> **EXERCISE INSTRUCTIONS**:
Check every line of the material below for the string "components", and return the ones that have it.

> **WORKING DATA**:
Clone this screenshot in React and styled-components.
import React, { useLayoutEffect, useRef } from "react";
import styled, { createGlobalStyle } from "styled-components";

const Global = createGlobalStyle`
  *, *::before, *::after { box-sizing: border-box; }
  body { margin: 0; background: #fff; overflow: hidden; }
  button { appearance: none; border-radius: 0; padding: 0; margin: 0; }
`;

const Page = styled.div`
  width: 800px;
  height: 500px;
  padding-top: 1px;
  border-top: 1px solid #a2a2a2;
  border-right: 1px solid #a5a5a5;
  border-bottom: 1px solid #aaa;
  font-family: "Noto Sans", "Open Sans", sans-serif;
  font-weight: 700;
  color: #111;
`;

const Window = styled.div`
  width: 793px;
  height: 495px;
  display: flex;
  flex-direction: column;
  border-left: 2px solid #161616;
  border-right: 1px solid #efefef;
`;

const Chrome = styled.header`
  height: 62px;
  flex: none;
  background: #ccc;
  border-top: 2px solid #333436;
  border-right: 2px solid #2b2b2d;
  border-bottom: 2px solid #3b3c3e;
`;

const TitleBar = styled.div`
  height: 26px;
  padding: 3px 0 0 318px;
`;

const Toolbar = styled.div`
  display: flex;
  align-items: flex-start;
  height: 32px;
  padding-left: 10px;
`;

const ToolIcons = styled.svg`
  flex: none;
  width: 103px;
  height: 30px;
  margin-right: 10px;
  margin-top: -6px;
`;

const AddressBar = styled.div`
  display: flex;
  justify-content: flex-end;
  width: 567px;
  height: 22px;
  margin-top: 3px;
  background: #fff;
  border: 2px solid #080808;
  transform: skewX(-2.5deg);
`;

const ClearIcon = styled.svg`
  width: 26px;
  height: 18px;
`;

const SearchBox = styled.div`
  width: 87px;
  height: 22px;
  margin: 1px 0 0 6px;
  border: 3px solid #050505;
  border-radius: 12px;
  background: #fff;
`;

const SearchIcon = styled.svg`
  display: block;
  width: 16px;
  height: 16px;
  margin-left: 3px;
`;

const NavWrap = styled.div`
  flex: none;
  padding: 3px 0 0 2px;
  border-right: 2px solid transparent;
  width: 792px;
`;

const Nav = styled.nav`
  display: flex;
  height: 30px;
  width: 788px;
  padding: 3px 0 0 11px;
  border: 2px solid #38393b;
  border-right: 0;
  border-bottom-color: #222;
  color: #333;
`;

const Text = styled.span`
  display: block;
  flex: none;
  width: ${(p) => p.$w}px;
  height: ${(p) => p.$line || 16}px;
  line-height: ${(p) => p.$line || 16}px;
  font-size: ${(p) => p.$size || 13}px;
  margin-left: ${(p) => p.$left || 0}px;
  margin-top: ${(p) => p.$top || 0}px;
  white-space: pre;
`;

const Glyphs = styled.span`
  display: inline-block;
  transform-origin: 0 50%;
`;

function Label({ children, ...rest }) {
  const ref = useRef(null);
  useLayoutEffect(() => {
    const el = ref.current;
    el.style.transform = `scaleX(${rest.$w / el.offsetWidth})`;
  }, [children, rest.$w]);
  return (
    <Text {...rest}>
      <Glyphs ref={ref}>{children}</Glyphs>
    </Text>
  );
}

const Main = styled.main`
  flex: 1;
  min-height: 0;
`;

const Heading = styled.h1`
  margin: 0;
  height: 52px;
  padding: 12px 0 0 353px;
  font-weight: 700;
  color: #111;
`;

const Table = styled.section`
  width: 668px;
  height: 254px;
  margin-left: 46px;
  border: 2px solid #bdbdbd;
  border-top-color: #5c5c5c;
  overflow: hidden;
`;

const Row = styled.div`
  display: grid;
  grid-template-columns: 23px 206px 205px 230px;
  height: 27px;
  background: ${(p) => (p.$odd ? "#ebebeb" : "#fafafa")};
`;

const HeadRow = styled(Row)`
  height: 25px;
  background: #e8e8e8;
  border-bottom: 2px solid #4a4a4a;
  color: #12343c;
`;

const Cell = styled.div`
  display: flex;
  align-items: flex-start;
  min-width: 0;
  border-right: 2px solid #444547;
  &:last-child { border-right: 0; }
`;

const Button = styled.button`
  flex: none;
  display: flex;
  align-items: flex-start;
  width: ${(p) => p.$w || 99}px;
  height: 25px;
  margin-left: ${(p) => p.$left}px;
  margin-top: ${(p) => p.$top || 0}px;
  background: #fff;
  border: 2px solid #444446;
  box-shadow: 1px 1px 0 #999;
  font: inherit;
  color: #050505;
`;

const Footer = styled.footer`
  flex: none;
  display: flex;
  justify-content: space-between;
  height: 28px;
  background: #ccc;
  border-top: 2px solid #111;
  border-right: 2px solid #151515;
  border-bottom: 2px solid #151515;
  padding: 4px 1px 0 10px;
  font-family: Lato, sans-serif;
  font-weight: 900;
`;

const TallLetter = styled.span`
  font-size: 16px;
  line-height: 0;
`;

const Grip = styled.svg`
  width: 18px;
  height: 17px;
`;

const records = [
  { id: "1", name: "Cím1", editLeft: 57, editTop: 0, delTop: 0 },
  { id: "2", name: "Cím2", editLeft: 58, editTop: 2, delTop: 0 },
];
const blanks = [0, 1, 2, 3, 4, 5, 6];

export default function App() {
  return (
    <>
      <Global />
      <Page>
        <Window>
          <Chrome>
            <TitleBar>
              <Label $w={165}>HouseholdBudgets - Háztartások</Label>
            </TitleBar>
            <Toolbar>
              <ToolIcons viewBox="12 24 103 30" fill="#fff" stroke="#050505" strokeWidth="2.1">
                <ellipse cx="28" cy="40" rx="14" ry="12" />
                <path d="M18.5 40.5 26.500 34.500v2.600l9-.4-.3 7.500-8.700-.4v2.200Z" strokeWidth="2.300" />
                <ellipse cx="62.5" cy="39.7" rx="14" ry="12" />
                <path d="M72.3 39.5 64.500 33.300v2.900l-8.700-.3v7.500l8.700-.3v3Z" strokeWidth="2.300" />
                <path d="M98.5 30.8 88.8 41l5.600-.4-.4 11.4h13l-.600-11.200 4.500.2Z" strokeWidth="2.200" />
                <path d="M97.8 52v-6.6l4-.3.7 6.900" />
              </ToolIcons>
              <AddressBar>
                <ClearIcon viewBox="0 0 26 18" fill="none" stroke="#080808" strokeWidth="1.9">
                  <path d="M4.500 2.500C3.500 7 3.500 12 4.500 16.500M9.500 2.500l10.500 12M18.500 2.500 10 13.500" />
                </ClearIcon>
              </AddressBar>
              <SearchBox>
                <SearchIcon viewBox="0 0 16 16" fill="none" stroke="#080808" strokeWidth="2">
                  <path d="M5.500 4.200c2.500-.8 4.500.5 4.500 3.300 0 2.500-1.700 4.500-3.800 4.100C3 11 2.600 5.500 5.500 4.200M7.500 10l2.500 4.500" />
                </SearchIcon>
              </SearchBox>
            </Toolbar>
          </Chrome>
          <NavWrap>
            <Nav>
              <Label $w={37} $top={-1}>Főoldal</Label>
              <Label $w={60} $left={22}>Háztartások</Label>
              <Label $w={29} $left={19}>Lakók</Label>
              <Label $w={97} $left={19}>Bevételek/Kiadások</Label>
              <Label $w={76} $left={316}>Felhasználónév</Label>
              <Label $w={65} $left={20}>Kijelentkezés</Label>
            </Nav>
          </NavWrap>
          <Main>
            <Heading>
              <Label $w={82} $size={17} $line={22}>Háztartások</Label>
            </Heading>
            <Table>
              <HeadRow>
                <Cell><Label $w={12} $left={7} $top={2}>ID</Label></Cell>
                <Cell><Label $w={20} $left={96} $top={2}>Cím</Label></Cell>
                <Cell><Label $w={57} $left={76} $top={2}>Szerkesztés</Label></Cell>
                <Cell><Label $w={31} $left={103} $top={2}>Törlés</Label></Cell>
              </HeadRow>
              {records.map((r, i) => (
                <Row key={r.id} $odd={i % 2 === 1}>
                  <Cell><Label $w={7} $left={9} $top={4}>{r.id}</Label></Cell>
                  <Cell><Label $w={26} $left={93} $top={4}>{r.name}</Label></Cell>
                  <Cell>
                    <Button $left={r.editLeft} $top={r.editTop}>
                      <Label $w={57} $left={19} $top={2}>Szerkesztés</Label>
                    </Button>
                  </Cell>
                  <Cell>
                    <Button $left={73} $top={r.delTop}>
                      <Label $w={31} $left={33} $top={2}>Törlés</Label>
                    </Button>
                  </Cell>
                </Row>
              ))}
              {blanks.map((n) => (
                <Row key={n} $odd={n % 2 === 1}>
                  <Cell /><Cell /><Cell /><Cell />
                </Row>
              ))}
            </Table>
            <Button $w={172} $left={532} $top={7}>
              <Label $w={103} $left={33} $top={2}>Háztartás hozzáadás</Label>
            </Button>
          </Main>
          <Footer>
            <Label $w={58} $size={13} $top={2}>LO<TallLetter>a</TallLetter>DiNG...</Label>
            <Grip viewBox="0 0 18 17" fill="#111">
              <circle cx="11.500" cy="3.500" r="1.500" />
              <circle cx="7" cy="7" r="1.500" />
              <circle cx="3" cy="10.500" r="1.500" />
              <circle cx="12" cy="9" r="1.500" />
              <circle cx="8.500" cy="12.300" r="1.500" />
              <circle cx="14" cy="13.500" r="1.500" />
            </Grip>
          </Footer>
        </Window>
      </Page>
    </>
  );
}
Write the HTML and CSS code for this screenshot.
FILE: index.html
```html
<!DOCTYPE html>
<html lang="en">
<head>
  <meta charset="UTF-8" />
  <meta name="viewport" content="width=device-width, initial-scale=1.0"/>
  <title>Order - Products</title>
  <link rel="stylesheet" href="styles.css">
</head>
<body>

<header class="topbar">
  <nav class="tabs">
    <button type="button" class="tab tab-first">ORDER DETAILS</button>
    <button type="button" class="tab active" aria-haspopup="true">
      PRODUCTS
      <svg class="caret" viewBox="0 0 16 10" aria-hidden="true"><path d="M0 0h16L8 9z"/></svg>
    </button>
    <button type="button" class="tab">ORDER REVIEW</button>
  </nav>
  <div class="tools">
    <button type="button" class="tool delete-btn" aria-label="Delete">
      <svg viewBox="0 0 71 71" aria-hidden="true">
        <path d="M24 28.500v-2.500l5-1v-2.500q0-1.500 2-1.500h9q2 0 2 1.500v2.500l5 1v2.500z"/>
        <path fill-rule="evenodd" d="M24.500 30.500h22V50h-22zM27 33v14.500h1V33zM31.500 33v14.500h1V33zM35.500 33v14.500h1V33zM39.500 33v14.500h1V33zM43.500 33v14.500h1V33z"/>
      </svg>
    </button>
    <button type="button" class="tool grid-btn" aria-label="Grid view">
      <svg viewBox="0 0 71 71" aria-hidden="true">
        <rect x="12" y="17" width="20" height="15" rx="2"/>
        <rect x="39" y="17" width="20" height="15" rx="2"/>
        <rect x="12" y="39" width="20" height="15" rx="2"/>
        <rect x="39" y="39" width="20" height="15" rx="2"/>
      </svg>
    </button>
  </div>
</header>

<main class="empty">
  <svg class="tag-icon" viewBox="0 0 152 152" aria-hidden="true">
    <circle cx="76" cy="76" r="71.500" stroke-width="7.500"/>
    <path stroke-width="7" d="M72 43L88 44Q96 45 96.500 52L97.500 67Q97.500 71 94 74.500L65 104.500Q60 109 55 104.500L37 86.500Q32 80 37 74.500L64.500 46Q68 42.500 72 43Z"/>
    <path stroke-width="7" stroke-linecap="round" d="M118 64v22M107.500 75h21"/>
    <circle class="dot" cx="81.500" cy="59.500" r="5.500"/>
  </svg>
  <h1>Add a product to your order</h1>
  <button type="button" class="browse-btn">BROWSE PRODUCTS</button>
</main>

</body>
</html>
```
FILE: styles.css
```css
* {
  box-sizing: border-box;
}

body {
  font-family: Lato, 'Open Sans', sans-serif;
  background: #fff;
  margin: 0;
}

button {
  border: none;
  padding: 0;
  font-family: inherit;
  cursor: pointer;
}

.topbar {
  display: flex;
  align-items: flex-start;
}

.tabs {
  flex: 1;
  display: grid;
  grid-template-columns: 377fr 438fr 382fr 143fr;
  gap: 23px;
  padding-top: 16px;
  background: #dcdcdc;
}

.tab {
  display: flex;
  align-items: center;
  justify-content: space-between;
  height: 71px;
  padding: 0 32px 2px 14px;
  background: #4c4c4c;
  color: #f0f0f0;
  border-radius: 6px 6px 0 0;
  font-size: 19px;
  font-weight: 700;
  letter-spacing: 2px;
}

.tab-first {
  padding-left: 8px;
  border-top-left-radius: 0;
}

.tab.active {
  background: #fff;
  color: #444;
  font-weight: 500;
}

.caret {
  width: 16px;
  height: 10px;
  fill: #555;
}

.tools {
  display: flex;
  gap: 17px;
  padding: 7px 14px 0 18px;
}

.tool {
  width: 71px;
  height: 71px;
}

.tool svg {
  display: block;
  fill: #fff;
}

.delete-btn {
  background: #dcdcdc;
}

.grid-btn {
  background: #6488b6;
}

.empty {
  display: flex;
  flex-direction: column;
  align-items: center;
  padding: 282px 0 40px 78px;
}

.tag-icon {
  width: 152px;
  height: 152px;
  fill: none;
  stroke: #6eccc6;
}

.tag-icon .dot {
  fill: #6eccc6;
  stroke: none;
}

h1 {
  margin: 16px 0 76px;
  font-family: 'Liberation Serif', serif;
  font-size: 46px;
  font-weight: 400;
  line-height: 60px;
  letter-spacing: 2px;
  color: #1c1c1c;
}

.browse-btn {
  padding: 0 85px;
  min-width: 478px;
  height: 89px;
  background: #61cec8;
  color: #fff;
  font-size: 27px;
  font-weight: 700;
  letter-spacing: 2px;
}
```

> **COMPLETED EXERCISE**:
Clone this screenshot in React and styled-components.
import styled, { createGlobalStyle } from "styled-components";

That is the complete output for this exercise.